Here’s how the service works. First, you select your profession from a drop-down menu of more than 5,000 different jobs, everything from photographer to lawyer to beekeeper. Then you type in the name of your business and select its location and on the next screen. The ADI then uses that to gather information about you from the web and uses that to build the site. Though Achsaf declined to state precisely where the system is pulling information–“It’s part of our secret sauce,” he says–he did say that it comes from local databases and different social networks, and the system ranks the sources of information for quality and reliability.
The live demo I saw used an existing fitness business as fodder. The system mined a Google listing for reviews and basic contact information and input it into its website builder. Users can then augment the information. If you don’t have an existing website, you can fill in everything from scratch.
Then, the ADI guides users through a series of prompts to create the site’s look and feel. First, users can select from a series of “kits” built around adjectives–targeted to the professions–that describe the design sensibility. In the case of the personal training site, it was terms like “bold” and “agile.” In another demo I saw for an architect’s website, the terms were along the lines of “clean,” “classic,” and “minimal.”
To create these “kits,” the ADI analyzed the colors and fonts used on some of the best performing sites for each particular profession. A team of (human) designers then synthesized that into the kits. In essence, the system is creating a universal average of the best designs as a baseline. If some of these attributes are someone else’s intellectual property, Wix purchases the licenses.
After users select the aesthetic that looks the most appealing, the ADI then serves up a checklist of what site functionality make the most sense, like an “about” page, a section to schedule a consultation, testimonials, and so on. “All these goodies are edited automatically for you,” Achsaf says. After deciding what you want, the ADI presents the first few mock-ups. “It gives the user the type of information they should think about when they write their own bio,” Achsaf says. “If the bio exists somewhere on the web, we’re using that. If not, we’re providing relevant info for you.” (Wix’s team actually spent a lot of time writing dummy copy for each of the 5,000 business types on the site.)
Based on the type of information you include, the ADI then tweaks the design. For example, if a section has a lot of text compared to another, it will reorganize the layout so it looks balanced. It will then ask you if you like it (or not). If you don’t, it will offer another iteration. These visual standards for the ratio of text-to-images-to-blank space are based on the universal averages of Wix’s machine learning model.
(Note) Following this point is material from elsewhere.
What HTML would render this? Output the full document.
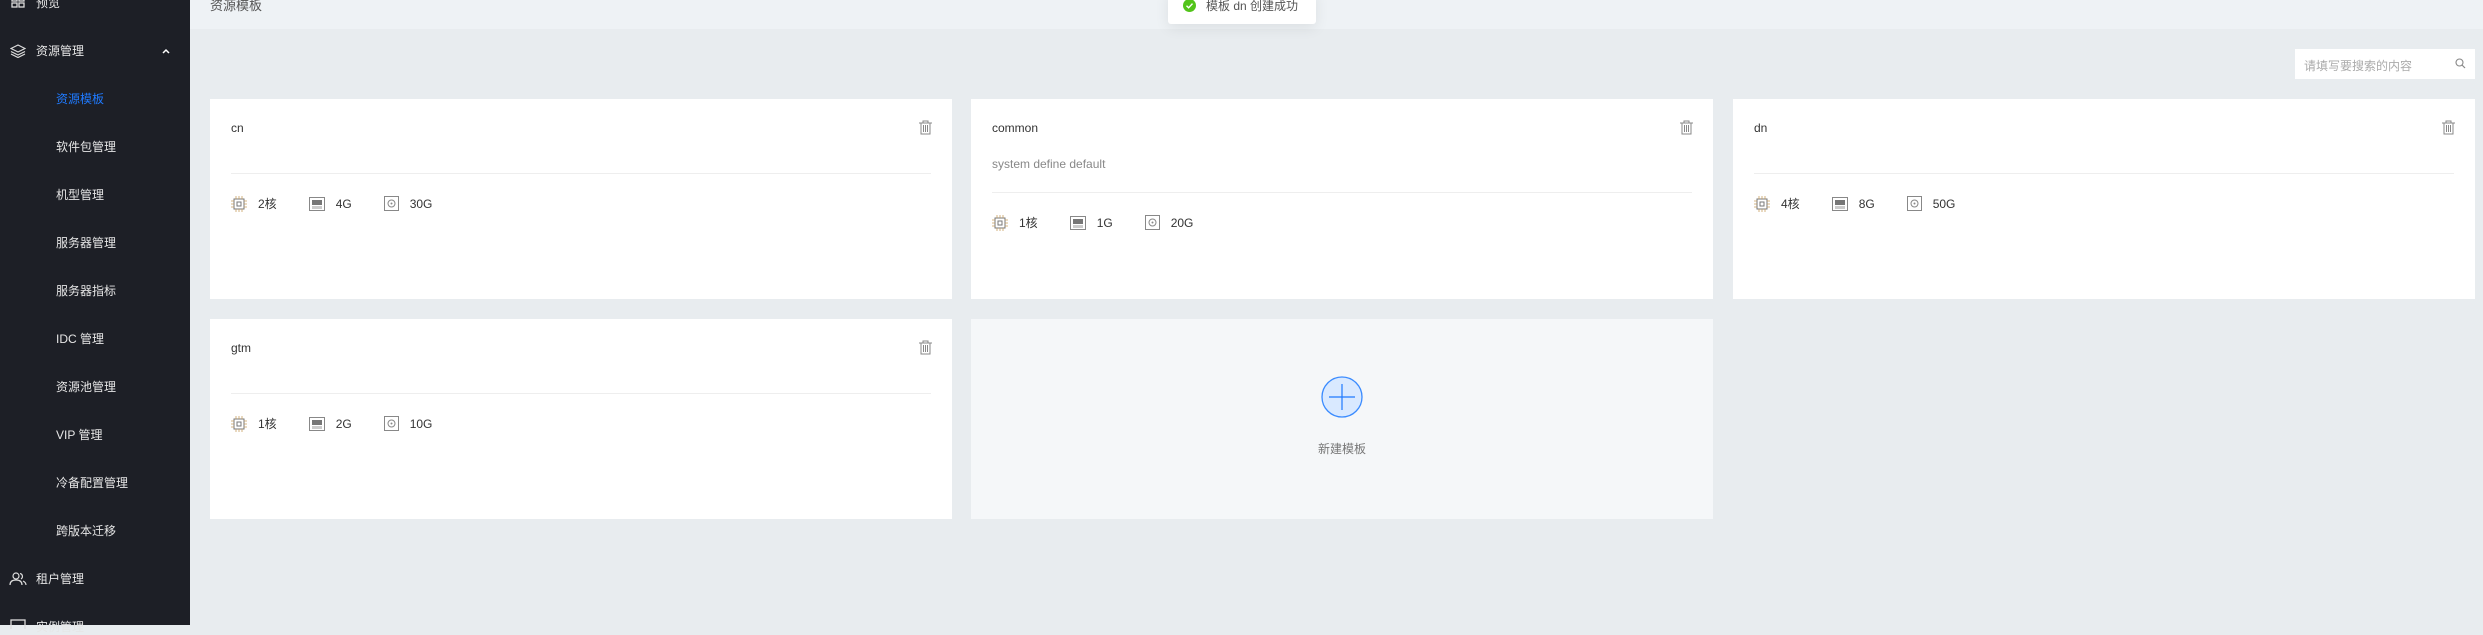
<!DOCTYPE html>
<html><head><meta charset="utf-8"><style>
*{box-sizing:border-box;margin:0;padding:0}
body{width:2483px;height:625px;overflow:hidden;background:#e8ecef;font-family:"Liberation Sans","Noto Sans CJK SC",sans-serif;font-size:12px;color:#333;position:relative}
.side{position:absolute;left:0;top:0;width:190px;height:625px;background:#1d1f26;color:#e6e6e6}
.side .it{position:absolute;left:56px;font-size:12px;line-height:16px;white-space:nowrap}
.side .top{left:36px}
.hdr{position:absolute;left:190px;top:0;width:2293px;height:29px;background:#eef2f5}
.hdr span{position:absolute;left:20px;top:-5px;font-size:13px;color:#555}
.card{position:absolute;background:#fff}
.card .t{position:absolute;left:21px;top:22px;font-size:12px;color:#333}
.card .d{position:absolute;left:21px;top:58px;font-size:12px;color:#888}
.card .hr{position:absolute;left:21px;right:21px;height:1px;background:#eee}
.card .sp{position:absolute;left:21px;display:flex;align-items:center;font-size:12px;color:#333}
.sp svg{margin-right:11px}
.sp .g{margin-right:32px}
.trash{position:absolute;right:20px;top:21px}
</style></head><body>
<div class="side">
<svg style="position:absolute;left:11px;top:-2px" width="14" height="10" viewBox="0 0 14 10"><rect x="1" y="0" width="5" height="3" fill="none" stroke="#ddd" stroke-width="1.3"/><rect x="8" y="0" width="5" height="3" fill="none" stroke="#ddd" stroke-width="1.3"/><rect x="1" y="5" width="5" height="4" fill="none" stroke="#ddd" stroke-width="1.3"/><rect x="8" y="5" width="5" height="4" fill="none" stroke="#ddd" stroke-width="1.3"/></svg>
<div class="it top" style="top:-5px">预览</div>
<svg style="position:absolute;left:10px;top:44px" width="16" height="14" viewBox="0 0 16 14"><path d="M8 1L15 4.5 8 8 1 4.5Z M1 7.5L8 11 15 7.5 M1 10L8 13.5 15 10" fill="none" stroke="#ddd" stroke-width="1.2"/></svg>
<div class="it top" style="top:43px">资源管理</div>
<svg style="position:absolute;left:162px;top:48px" width="8" height="6" viewBox="0 0 8 6"><path d="M1 5L4 2 7 5" fill="none" stroke="#fff" stroke-width="1.5"/></svg>
<div class="it" style="top:91px;color:#1f7aff">资源模板</div>
<div class="it" style="top:139px">软件包管理</div>
<div class="it" style="top:187px">机型管理</div>
<div class="it" style="top:235px">服务器管理</div>
<div class="it" style="top:283px">服务器指标</div>
<div class="it" style="top:331px">IDC 管理</div>
<div class="it" style="top:379px">资源池管理</div>
<div class="it" style="top:427px">VIP 管理</div>
<div class="it" style="top:475px">冷备配置管理</div>
<div class="it" style="top:523px">跨版本迁移</div>
<svg style="position:absolute;left:9px;top:572px" width="18" height="14" viewBox="0 0 18 14"><circle cx="7" cy="4" r="3" fill="none" stroke="#ddd" stroke-width="1.2"/><path d="M1 13C1 9 4 8 7 8S13 9 13 13 M11 1.5A3 3 0 0 1 12 7 M14 9C16 10 17 11 17 13" fill="none" stroke="#ddd" stroke-width="1.2"/></svg>
<div class="it top" style="top:571px">租户管理</div>
<svg style="position:absolute;left:10px;top:619px" width="16" height="10" viewBox="0 0 16 10"><rect x="1" y="1" width="14" height="12" fill="none" stroke="#ddd" stroke-width="1.3"/></svg>
<div class="it top" style="top:619px">实例管理</div>
</div>
<div class="hdr"><span>资源模板</span></div>
<div style="position:absolute;left:1168px;top:-10px;width:148px;height:34px;background:#fff;border-radius:3px;box-shadow:0 4px 14px rgba(0,0,0,.08);white-space:nowrap"><svg style="position:absolute;left:15px;top:9px" width="13" height="13" viewBox="0 0 13 13"><circle cx="6.5" cy="6.5" r="6.5" fill="#52c41a"/><path d="M3.5 6.8L5.6 8.8 9.5 4.6" fill="none" stroke="#fff" stroke-width="1.4"/></svg><span style="position:absolute;left:38px;top:7px;color:#555">模板 dn 创建成功</span></div>
<div style="position:absolute;left:2295px;top:49px;width:180px;height:30px;background:#fff"><span style="position:absolute;left:9px;top:8px;color:#aaa;font-size:12px;white-space:nowrap">请填写要搜索的内容</span><svg style="position:absolute;left:160px;top:9px" width="11" height="11" viewBox="0 0 11 11"><circle cx="4.5" cy="4.5" r="3.5" fill="none" stroke="#888" stroke-width="1.1"/><path d="M7 7L10 10" stroke="#888" stroke-width="1.2"/></svg></div>

<div class="card" style="left:210px;top:99px;width:742px;height:200px">
<div class="t">cn</div><div class="hr" style="top:74px"></div>
<div class="sp" style="top:96px">
<svg width="16" height="16" viewBox="0 0 16 16"><rect x="3" y="3" width="10" height="10" fill="none" stroke="#777"/><rect x="6" y="6" width="4" height="4" fill="none" stroke="#777"/><path d="M5 0v3M8 0v3M11 0v3M5 13v3M8 13v3M11 13v3M0 5h3M0 8h3M0 11h3M13 5h3M13 8h3M13 11h3" stroke="#c9a060" stroke-width=".8"/></svg><span class="g">2核</span>
<svg width="16" height="14" viewBox="0 0 16 14"><rect x=".5" y=".5" width="15" height="13" fill="none" stroke="#888"/><rect x="3" y="3" width="10" height="5" fill="#777"/><path d="M4 9v3M6 9v3M8 9v3M10 9v3M12 9v3" stroke="#999"/></svg><span class="g">4G</span>
<svg width="15" height="15" viewBox="0 0 15 15"><rect x=".5" y=".5" width="14" height="14" fill="none" stroke="#888"/><circle cx="7.5" cy="7.5" r="3.5" fill="none" stroke="#888"/><circle cx="7.5" cy="7.5" r="1" fill="#888"/></svg><span>30G</span>
</div>
<svg class="trash" width="13" height="15" viewBox="0 0 13 15"><path d="M0 3h13M4 3V1h5v2M2 3v11h9V3M4.5 5v7M6.5 5v7M8.5 5v7" fill="none" stroke="#888" stroke-width="1"/></svg>
</div>

<div class="card" style="left:971px;top:99px;width:742px;height:200px">
<div class="t">common</div><div class="d">system define default</div><div class="hr" style="top:93px"></div>
<div class="sp" style="top:115px">
<svg width="16" height="16" viewBox="0 0 16 16"><rect x="3" y="3" width="10" height="10" fill="none" stroke="#777"/><rect x="6" y="6" width="4" height="4" fill="none" stroke="#777"/><path d="M5 0v3M8 0v3M11 0v3M5 13v3M8 13v3M11 13v3M0 5h3M0 8h3M0 11h3M13 5h3M13 8h3M13 11h3" stroke="#c9a060" stroke-width=".8"/></svg><span class="g">1核</span>
<svg width="16" height="14" viewBox="0 0 16 14"><rect x=".5" y=".5" width="15" height="13" fill="none" stroke="#888"/><rect x="3" y="3" width="10" height="5" fill="#777"/><path d="M4 9v3M6 9v3M8 9v3M10 9v3M12 9v3" stroke="#999"/></svg><span class="g">1G</span>
<svg width="15" height="15" viewBox="0 0 15 15"><rect x=".5" y=".5" width="14" height="14" fill="none" stroke="#888"/><circle cx="7.5" cy="7.5" r="3.5" fill="none" stroke="#888"/><circle cx="7.5" cy="7.5" r="1" fill="#888"/></svg><span>20G</span>
</div>
<svg class="trash" width="13" height="15" viewBox="0 0 13 15"><path d="M0 3h13M4 3V1h5v2M2 3v11h9V3M4.5 5v7M6.5 5v7M8.5 5v7" fill="none" stroke="#888" stroke-width="1"/></svg>
</div>

<div class="card" style="left:1733px;top:99px;width:742px;height:200px">
<div class="t">dn</div><div class="hr" style="top:74px"></div>
<div class="sp" style="top:96px">
<svg width="16" height="16" viewBox="0 0 16 16"><rect x="3" y="3" width="10" height="10" fill="none" stroke="#777"/><rect x="6" y="6" width="4" height="4" fill="none" stroke="#777"/><path d="M5 0v3M8 0v3M11 0v3M5 13v3M8 13v3M11 13v3M0 5h3M0 8h3M0 11h3M13 5h3M13 8h3M13 11h3" stroke="#c9a060" stroke-width=".8"/></svg><span class="g">4核</span>
<svg width="16" height="14" viewBox="0 0 16 14"><rect x=".5" y=".5" width="15" height="13" fill="none" stroke="#888"/><rect x="3" y="3" width="10" height="5" fill="#777"/><path d="M4 9v3M6 9v3M8 9v3M10 9v3M12 9v3" stroke="#999"/></svg><span class="g">8G</span>
<svg width="15" height="15" viewBox="0 0 15 15"><rect x=".5" y=".5" width="14" height="14" fill="none" stroke="#888"/><circle cx="7.5" cy="7.5" r="3.5" fill="none" stroke="#888"/><circle cx="7.5" cy="7.5" r="1" fill="#888"/></svg><span>50G</span>
</div>
<svg class="trash" width="13" height="15" viewBox="0 0 13 15"><path d="M0 3h13M4 3V1h5v2M2 3v11h9V3M4.5 5v7M6.5 5v7M8.5 5v7" fill="none" stroke="#888" stroke-width="1"/></svg>
</div>

<div class="card" style="left:210px;top:319px;width:742px;height:200px">
<div class="t">gtm</div><div class="hr" style="top:74px"></div>
<div class="sp" style="top:96px">
<svg width="16" height="16" viewBox="0 0 16 16"><rect x="3" y="3" width="10" height="10" fill="none" stroke="#777"/><rect x="6" y="6" width="4" height="4" fill="none" stroke="#777"/><path d="M5 0v3M8 0v3M11 0v3M5 13v3M8 13v3M11 13v3M0 5h3M0 8h3M0 11h3M13 5h3M13 8h3M13 11h3" stroke="#c9a060" stroke-width=".8"/></svg><span class="g">1核</span>
<svg width="16" height="14" viewBox="0 0 16 14"><rect x=".5" y=".5" width="15" height="13" fill="none" stroke="#888"/><rect x="3" y="3" width="10" height="5" fill="#777"/><path d="M4 9v3M6 9v3M8 9v3M10 9v3M12 9v3" stroke="#999"/></svg><span class="g">2G</span>
<svg width="15" height="15" viewBox="0 0 15 15"><rect x=".5" y=".5" width="14" height="14" fill="none" stroke="#888"/><circle cx="7.5" cy="7.5" r="3.5" fill="none" stroke="#888"/><circle cx="7.5" cy="7.5" r="1" fill="#888"/></svg><span>10G</span>
</div>
<svg class="trash" width="13" height="15" viewBox="0 0 13 15"><path d="M0 3h13M4 3V1h5v2M2 3v11h9V3M4.5 5v7M6.5 5v7M8.5 5v7" fill="none" stroke="#888" stroke-width="1"/></svg>
</div>

<div class="card" style="left:971px;top:319px;width:742px;height:200px;background:#f5f7f9">
<svg style="position:absolute;left:350px;top:57px" width="42" height="42" viewBox="0 0 42 42"><circle cx="21" cy="21" r="20" fill="#d9e9ff" stroke="#3a8bff" stroke-width="1.3"/><path d="M21 8v26M8 21h26" stroke="#1f7aff" stroke-width="1.2"/></svg>
<div style="position:absolute;left:0;width:742px;text-align:center;top:121px;color:#777">新建模板</div>
</div>
</body></html>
“The system knows how to edit options, how to make something that looks beautiful, how to change the layout dynamically, and how to offer you multiple layouts for the same content,” Achsaf says. The templates that the ADI suggests are based on popular web design principles, like parallax scrolling and responsive design, to make sure the page looks good on desktop and mobile platforms.
To Achsaf, Wix ADI is about allowing more people to have better websites by making the design process easier to execute. “Better means that more people will be able to complete their websites, more users will love and be proud of what they have as their online presence,” he says. “It means that they will be successful businesses. There’s a tight correlation between a website that looks professional and beautiful to the ability to sell. If a website doesn’t look good, you don’t trust it. If you don’t trust it, you don’t buy the product or service.”
Meanwhile, Wix argues that since there are billions of options in any web page design, the chances of two websites looking the same are like winning the lottery.
Automating design is a double-edged sword. It can give people polished websites with different colors, layouts, and copy; however, starting with a baseline of mathematical averages means that the model isn’t doing anything truly “new” since it’s learning from existing information. Most professional designers would likely say that a machine is no match for the human brain. Moreover, what’s popular today in website design could easily feel tired in a few months. Still, for a small business that can’t afford a professional graphic designer, Wix ADI could prove appealing.
It’s free to create the site, but as with its other website services, Wix charges a monthly fee when you want to link it to a domain. (“It’s between two and five Starbucks coffees a month,” Achsaf says, so roughly around $15 depending on the features you have.) The service is still rolling out, but will be available to customers later this summer.